À l'opposé de celui de Corneille Hannoset, le livre de France Borel paru dans la même col­lection est une déclaration d'amour à une ville singulière entre toutes. Le titre, Hong Kong : la charnière, ainsi que le quatrième de couverture, nous laisse penser qu'il s'agit d'une chronique journalistique racontant dans le détail le retour de l'île à la Chine en juillet 1997. Le chapitre initial, d'emblée, avec son sous-titre (« cri du cœur »), nous dé­trompe : c'est une description passionnée de la ville que nous allons lire et non la relation immédiate d'événements historiques. « Oui, j'aime Hong Kong », avoue France Borel, qui « revendique la naïveté de la vision virgi­nale ». Le texte est construit en conséquence de ce parti-pris passionnel. Son écriture ra­pide, multipliant les phrases nominales ou les tournures proverbiales binaires, rend compte de cette ville folle et surpeuplée où tout va vite, où les passants marchent tous du même pas de peur de créer des bouchons aux consé­quences catastrophiques. La structure du texte est également particulière : le passage de Hong Kong à la Chine est au cœur du livre, mais l'auteur y revient de façon cyclique sans vraiment l'épuiser. Elle décrit la ville avant la date fatidique, lance des paris pour l'avenir, retrace à très grands traits l'histoire des lieux, multiplie les considérations sur le mariage de la Chine et de l'Angleterre, puis, à bout de souffle, retombe sur ses pattes et son sujet premier.
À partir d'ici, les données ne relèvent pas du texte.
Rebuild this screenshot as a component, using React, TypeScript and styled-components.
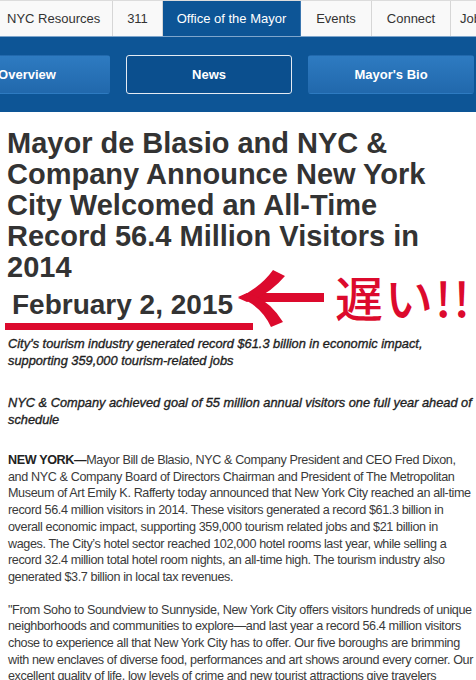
import React from "react";
import styled, { createGlobalStyle } from "styled-components";

const GlobalStyle = createGlobalStyle`
  html, body { margin: 0; padding: 0; background: #ffffff; }
  body { font-family: "Liberation Sans", Arial, sans-serif; overflow: hidden; }
  * { box-sizing: border-box; }
`;

const Page = styled.div`
  width: 476px;
  height: 680px;
  overflow: hidden;
  position: relative;
`;

const TopNav = styled.nav`
  display: flex;
  height: 37px;
  border-top: 1px solid #dcdcdc;
  border-bottom: 1px solid #7fa6cc;
  background: #f9f9f9;
  white-space: nowrap;
`;

const Tab = styled.div<{ $w: number; $active?: boolean; $pl?: number }>`
  flex: 0 0 ${(p) => p.$w}px;
  display: flex;
  align-items: center;
  justify-content: ${(p) => (p.$pl !== undefined ? "flex-start" : "center")};
  padding-left: ${(p) => p.$pl ?? 0}px;
  font-size: 13px;
  color: ${(p) => (p.$active ? "#ffffff" : "#333333")};
  background: ${(p) => (p.$active ? "#0d5596" : "transparent")};
  border-right: 1px solid ${(p) => (p.$active ? "#3a76b0" : "#d6d6d6")};
  overflow: hidden;
`;

const Band = styled.div`
  background: #0d5596;
  height: 75px;
  padding-top: 18px;
  display: flex;
  gap: 16px;
`;

const BandButton = styled.div<{ $active?: boolean; $offset?: number }>`
  flex: 0 0 166px;
  height: 39px;
  margin-left: ${(p) => p.$offset ?? 0}px;
  border-radius: 3px;
  display: flex;
  align-items: center;
  justify-content: center;
  color: #ffffff;
  font-weight: bold;
  font-size: 13px;
  background: ${(p) =>
    p.$active ? "#0b4f8e" : "linear-gradient(#2e7bc1, #2168ac)"};
  border: 1px solid ${(p) => (p.$active ? "#e4ebf3" : "transparent")};
`;

const Headline = styled.h1`
  margin: 16px 0 0 0;
  padding: 0 14px 0 7px;
  font-size: 29px;
  line-height: 31px;
  font-weight: bold;
  color: #333333;
`;

const DateBlock = styled.div`
  position: relative;
  margin-top: 6px;
`;

const DateText = styled.div`
  padding-left: 12px;
  font-size: 28px;
  line-height: 32px;
  font-weight: bold;
  color: #333333;
`;

const Underline = styled.div`
  margin: 2px 0 0 5px;
  width: 248px;
  height: 7px;
  background: #dc0a2d;
`;

const Annotation = styled.div`
  position: absolute;
  left: 235px;
  top: -22px;
  display: flex;
  align-items: flex-start;
`;

const Shout = styled.div`
  margin: 5px 0 0 8px;
  font-family: "Noto Sans CJK JP", sans-serif;
  font-size: 48px;
  line-height: 48px;
  font-weight: 500;
  letter-spacing: 2px;
  color: #dc0a2d;
  white-space: nowrap;
`;

const Lead = styled.p<{ $mt: number }>`
  margin: ${(p) => p.$mt}px 0 0 0;
  padding: 0 2px 0 8px;
  font-size: 12.8px;
  line-height: 17px;
  font-style: italic;
  color: #1e1e1e;
  -webkit-text-stroke: 0.35px #1e1e1e;
`;

const Body = styled.p<{ $mt: number }>`
  margin: ${(p) => p.$mt}px 0 0 0;
  padding: 0 0 0 8px;
  font-size: 12.6px;
  letter-spacing: -0.38px;
  line-height: 16.7px;
  white-space: nowrap;
  color: #3a3a3a;
  strong { color: #222222; }
`;

const Arrow = () => (
  <svg width="92" height="62" viewBox="0 0 92 62">
    <rect x="20" y="26" width="69" height="9" fill="#dc0a2d" />
    <path d="M3 31 Q26 20 38 3 L50 9 Q34 28 12 35 Z" fill="#dc0a2d" />
    <path d="M3 30 Q26 38 36 60 L48 55 Q34 32 12 26 Z" fill="#dc0a2d" />
  </svg>
);

export default function App() {
  return (
    <Page>
      <GlobalStyle />
      <TopNav>
        <Tab $w={113} $pl={7}>NYC Resources</Tab>
        <Tab $w={50}>311</Tab>
        <Tab $w={138} $active>Office of the Mayor</Tab>
        <Tab $w={71}>Events</Tab>
        <Tab $w={79}>Connect</Tab>
        <Tab $w={60} $pl={9}>Jobs</Tab>
      </TopNav>
      <Band>
        <BandButton $offset={-56}>Overview</BandButton>
        <BandButton $active>News</BandButton>
        <BandButton>Mayor's Bio</BandButton>
      </Band>
      <Headline>
        Mayor de Blasio and NYC &amp; Company Announce New York City Welcomed an
        All-Time Record 56.4 Million Visitors in 2014
      </Headline>
      <DateBlock>
        <DateText>February 2, 2015</DateText>
        <Underline />
        <Annotation>
          <Arrow />
          <Shout>遅い!!</Shout>
        </Annotation>
      </DateBlock>
      <Lead $mt={5}>
        City’s tourism industry generated record $61.3 billion in economic
        impact, supporting 359,000 tourism-related jobs
      </Lead>
      <Lead $mt={25}>
        NYC &amp; Company achieved goal of 55 million annual visitors one full
        year ahead of schedule
      </Lead>
      <Body $mt={24}>
        <strong>NEW YORK—</strong>Mayor Bill de Blasio, NYC &amp; Company President and CEO Fred Dixon,
        <br />
        and NYC &amp; Company Board of Directors Chairman and President of The Metropolitan
        <br />
        Museum of Art Emily K. Rafferty today announced that New York City reached an all-time
        <br />
        record 56.4 million visitors in 2014. These visitors generated a record $61.3 billion in
        <br />
        overall economic impact, supporting 359,000 tourism related jobs and $21 billion in
        <br />
        wages. The City’s hotel sector reached 102,000 hotel rooms last year, while selling a
        <br />
        record 32.4 million total hotel room nights, an all-time high. The tourism industry also
        <br />
        generated $3.7 billion in local tax revenues.
      </Body>
      <Body $mt={16}>
        "From Soho to Soundview to Sunnyside, New York City offers visitors hundreds of unique
        <br />
        neighborhoods and communities to explore—and last year a record 56.4 million visitors
        <br />
        chose to experience all that New York City has to offer. Our five boroughs are brimming
        <br />
        with new enclaves of diverse food, performances and art shows around every corner. Our
        <br />
        excellent quality of life, low levels of crime and new tourist attractions give travelers
      </Body>
    </Page>
  );
}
Finalement, grâce à ce style rapide (parfois trop ?) et à cette structure en tour­billon, le lecteur se fait une idée de Hong Kong, il a la chance de vivre la ville pendant 55 pages. Une remarque cependant. France Borel, toute à son amour, cherche à fixer le portrait de son aimé, d'en préciser le carac­tère, de modeler l'éternel Chinois comme Roméo l'éternel féminin. L'amour fait préci­sément qu'on lui pardonne. Mais si d'aven­ture, elle n'avait pas aimé Hong Kong, les mêmes phrases deviendraient dangereuses. Ainsi, « La perte des identités signe la mort des civilisations » (p. 26) pourrait servir à jus­tifier ce qui s'appelle, je ne sais pourquoi, des « épurations ». Que faut-il en conclure ? Le voyageur doit-il se méfier de l'amour ? Doit-il préférer le rôle de Don Juan à celui de Ro­méo ? Ou simplement se contenter d'aimer dans ce qu'il rencontre une variation inatten­due d'un thème universel ?

Laurent Robert

France BOREL, Honk Kong : la charnière, Éditions Tandem, collection « Alentours », Gerpinnes, 1997, 57 p.

Corneille HANNOSET, Voyages chroniques. Préface de Pierre Alechinsky., Éditions Tandem, collection « Alentours », Gerpinnes, 1997, 63 p.